__Provided material__
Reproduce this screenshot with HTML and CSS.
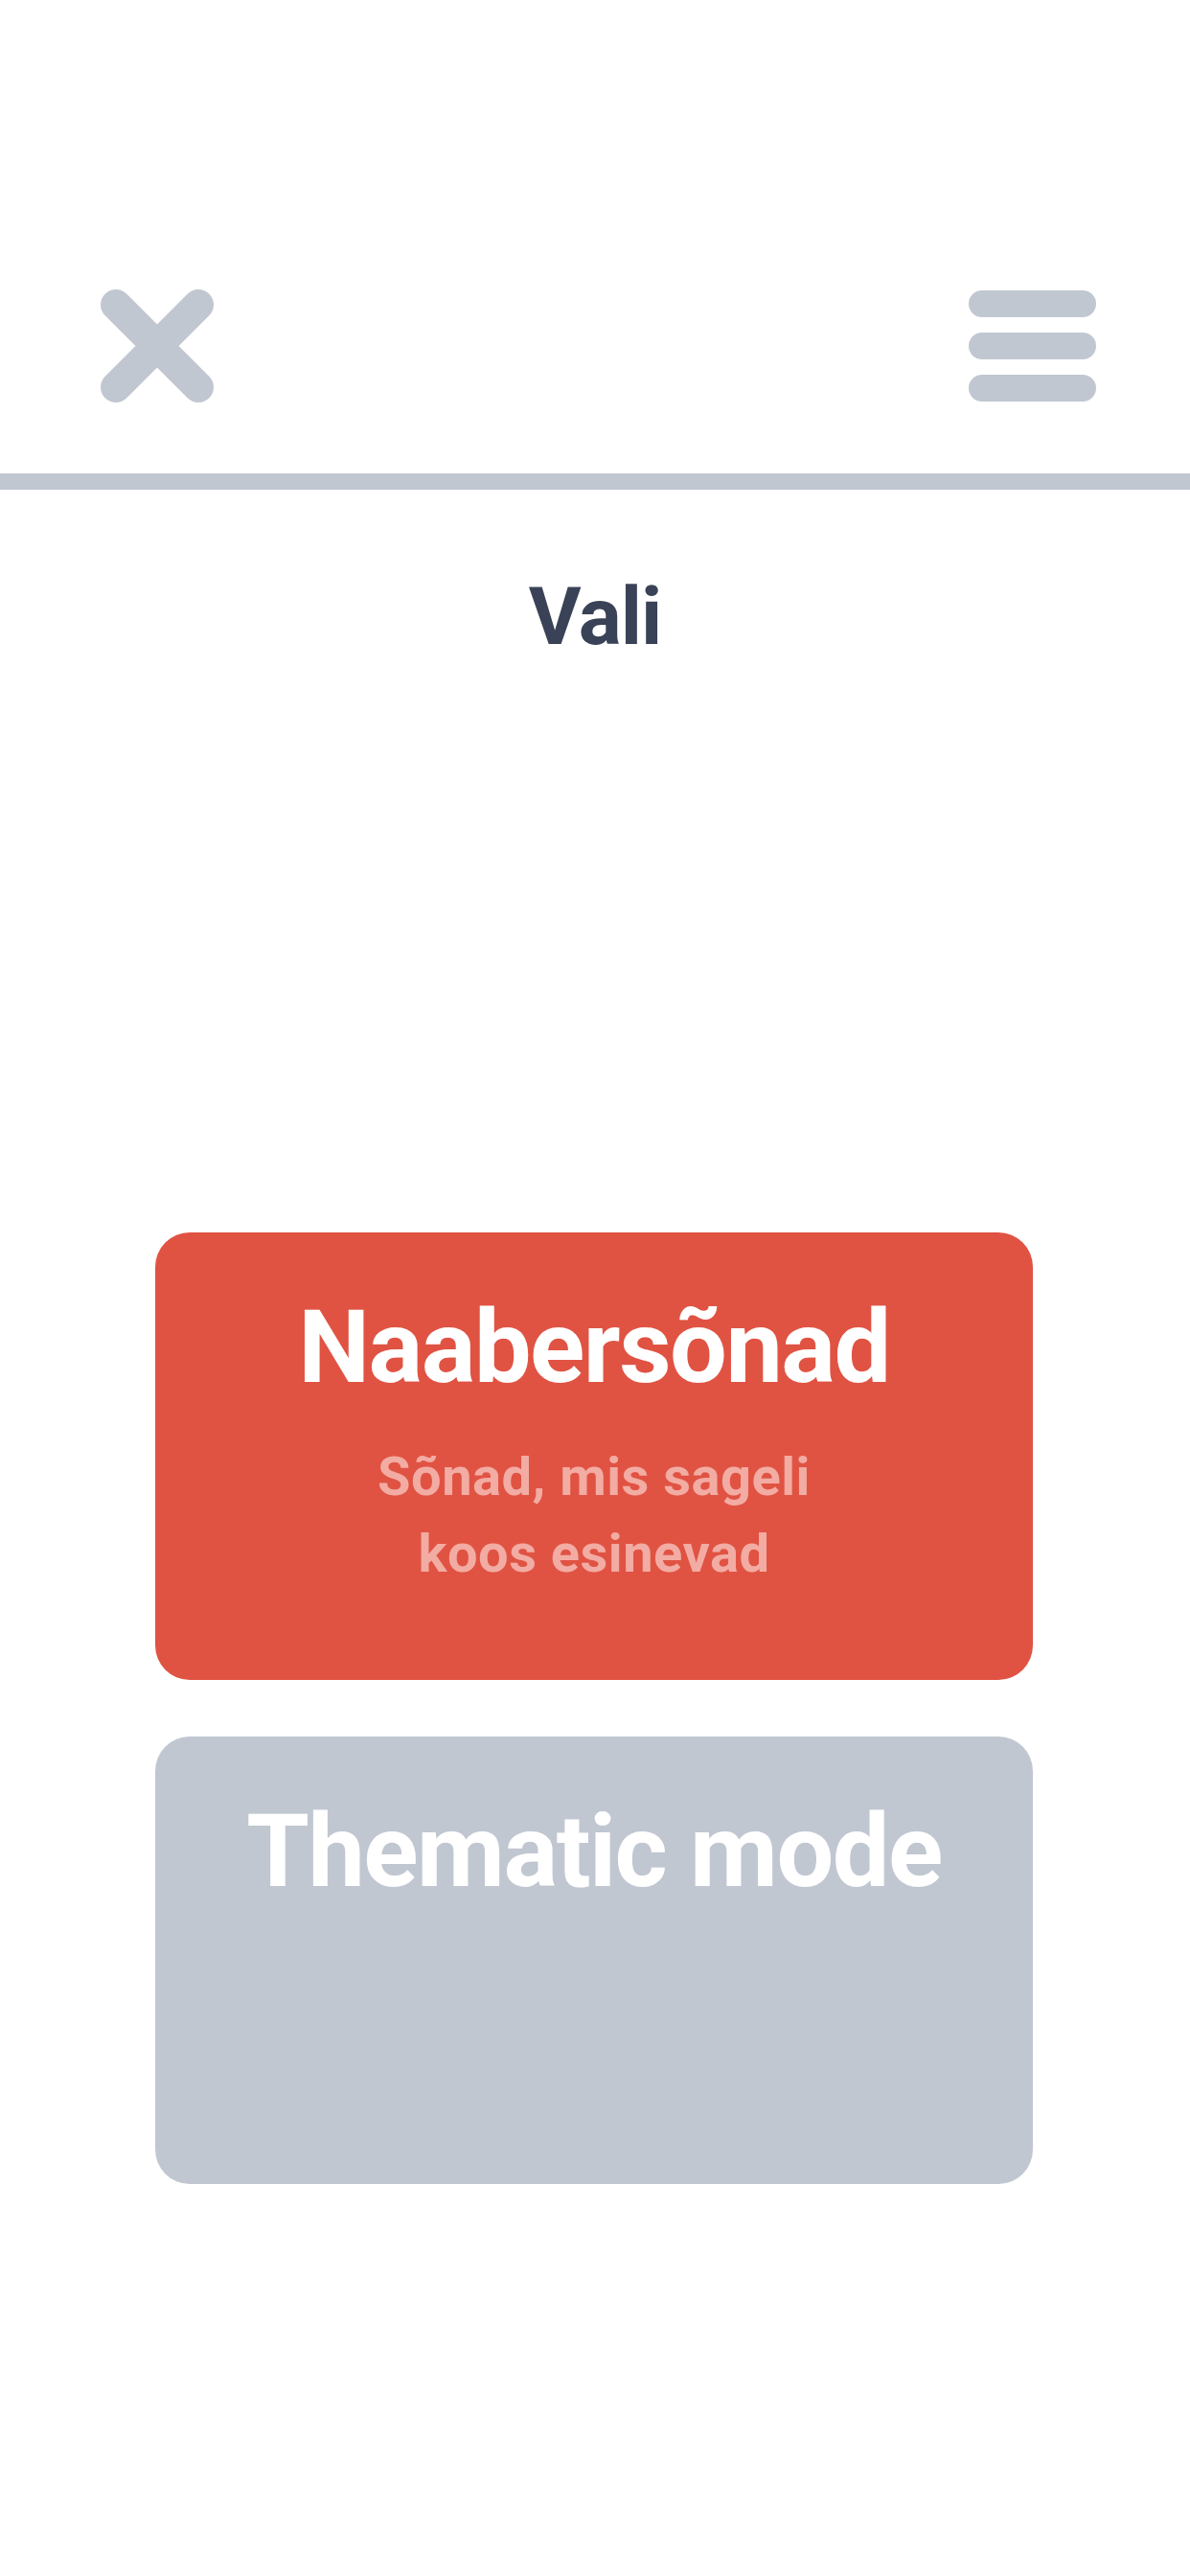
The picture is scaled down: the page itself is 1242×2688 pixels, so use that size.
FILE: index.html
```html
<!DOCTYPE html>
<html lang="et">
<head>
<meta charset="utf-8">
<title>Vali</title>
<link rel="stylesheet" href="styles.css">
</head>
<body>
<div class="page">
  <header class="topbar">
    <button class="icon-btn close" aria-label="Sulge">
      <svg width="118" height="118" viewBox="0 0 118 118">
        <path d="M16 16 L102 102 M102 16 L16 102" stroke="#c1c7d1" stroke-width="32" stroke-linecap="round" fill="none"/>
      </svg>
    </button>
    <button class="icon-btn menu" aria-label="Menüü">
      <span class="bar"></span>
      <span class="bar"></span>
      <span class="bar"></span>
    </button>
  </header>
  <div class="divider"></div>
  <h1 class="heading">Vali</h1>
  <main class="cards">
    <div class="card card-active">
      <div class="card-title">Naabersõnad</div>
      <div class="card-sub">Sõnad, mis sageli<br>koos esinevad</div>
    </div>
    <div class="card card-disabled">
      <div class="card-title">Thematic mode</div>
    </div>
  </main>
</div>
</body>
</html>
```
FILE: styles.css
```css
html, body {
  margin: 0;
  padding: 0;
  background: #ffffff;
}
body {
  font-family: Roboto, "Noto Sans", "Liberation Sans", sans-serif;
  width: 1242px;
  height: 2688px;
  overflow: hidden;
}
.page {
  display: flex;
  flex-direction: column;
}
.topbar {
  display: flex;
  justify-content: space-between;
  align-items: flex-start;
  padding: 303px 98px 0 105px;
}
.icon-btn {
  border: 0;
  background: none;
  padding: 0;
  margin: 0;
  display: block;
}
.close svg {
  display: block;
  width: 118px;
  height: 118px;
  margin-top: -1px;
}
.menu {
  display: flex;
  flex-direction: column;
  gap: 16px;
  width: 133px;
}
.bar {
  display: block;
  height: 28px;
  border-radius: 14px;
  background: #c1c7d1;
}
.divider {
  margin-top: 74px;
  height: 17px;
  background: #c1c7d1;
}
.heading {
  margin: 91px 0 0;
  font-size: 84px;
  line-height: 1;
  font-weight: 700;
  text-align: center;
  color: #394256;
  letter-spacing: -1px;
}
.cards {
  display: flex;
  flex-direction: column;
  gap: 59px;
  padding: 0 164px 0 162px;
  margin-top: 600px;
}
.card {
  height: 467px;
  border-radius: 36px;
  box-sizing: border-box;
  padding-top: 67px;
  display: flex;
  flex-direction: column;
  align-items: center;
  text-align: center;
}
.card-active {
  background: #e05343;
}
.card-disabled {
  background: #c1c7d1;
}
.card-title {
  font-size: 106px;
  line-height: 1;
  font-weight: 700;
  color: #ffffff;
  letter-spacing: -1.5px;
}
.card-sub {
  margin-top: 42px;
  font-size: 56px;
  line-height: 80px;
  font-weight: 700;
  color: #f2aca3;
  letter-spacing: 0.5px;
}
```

__What you will do__
The pictures should not be reproduced; quote all of the other material exactly.

__Reply__
Reproduce this screenshot with HTML and CSS.
The picture is scaled down: the page itself is 1242×2688 pixels, so use that size.
FILE: index.html
```html
<!DOCTYPE html>
<html lang="et">
<head>
<meta charset="utf-8">
<title>Vali</title>
<link rel="stylesheet" href="styles.css">
</head>
<body>
<div class="page">
  <header class="topbar">
    <button class="icon-btn close" aria-label="Sulge">
      <svg width="118" height="118" viewBox="0 0 118 118">
        <path d="M16 16 L102 102 M102 16 L16 102" stroke="#c1c7d1" stroke-width="32" stroke-linecap="round" fill="none"/>
      </svg>
    </button>
    <button class="icon-btn menu" aria-label="Menüü">
      <span class="bar"></span>
      <span class="bar"></span>
      <span class="bar"></span>
    </button>
  </header>
  <div class="divider"></div>
  <h1 class="heading">Vali</h1>
  <main class="cards">
    <div class="card card-active">
      <div class="card-title">Naabersõnad</div>
      <div class="card-sub">Sõnad, mis sageli<br>koos esinevad</div>
    </div>
    <div class="card card-disabled">
      <div class="card-title">Thematic mode</div>
    </div>
  </main>
</div>
</body>
</html>
```
FILE: styles.css
```css
html, body {
  margin: 0;
  padding: 0;
  background: #ffffff;
}
body {
  font-family: Roboto, "Noto Sans", "Liberation Sans", sans-serif;
  width: 1242px;
  height: 2688px;
  overflow: hidden;
}
.page {
  display: flex;
  flex-direction: column;
}
.topbar {
  display: flex;
  justify-content: space-between;
  align-items: flex-start;
  padding: 303px 98px 0 105px;
}
.icon-btn {
  border: 0;
  background: none;
  padding: 0;
  margin: 0;
  display: block;
}
.close svg {
  display: block;
  width: 118px;
  height: 118px;
  margin-top: -1px;
}
.menu {
  display: flex;
  flex-direction: column;
  gap: 16px;
  width: 133px;
}
.bar {
  display: block;
  height: 28px;
  border-radius: 14px;
  background: #c1c7d1;
}
.divider {
  margin-top: 74px;
  height: 17px;
  background: #c1c7d1;
}
.heading {
  margin: 91px 0 0;
  font-size: 84px;
  line-height: 1;
  font-weight: 700;
  text-align: center;
  color: #394256;
  letter-spacing: -1px;
}
.cards {
  display: flex;
  flex-direction: column;
  gap: 59px;
  padding: 0 164px 0 162px;
  margin-top: 600px;
}
.card {
  height: 467px;
  border-radius: 36px;
  box-sizing: border-box;
  padding-top: 67px;
  display: flex;
  flex-direction: column;
  align-items: center;
  text-align: center;
}
.card-active {
  background: #e05343;
}
.card-disabled {
  background: #c1c7d1;
}
.card-title {
  font-size: 106px;
  line-height: 1;
  font-weight: 700;
  color: #ffffff;
  letter-spacing: -1.5px;
}
.card-sub {
  margin-top: 42px;
  font-size: 56px;
  line-height: 80px;
  font-weight: 700;
  color: #f2aca3;
  letter-spacing: 0.5px;
}
```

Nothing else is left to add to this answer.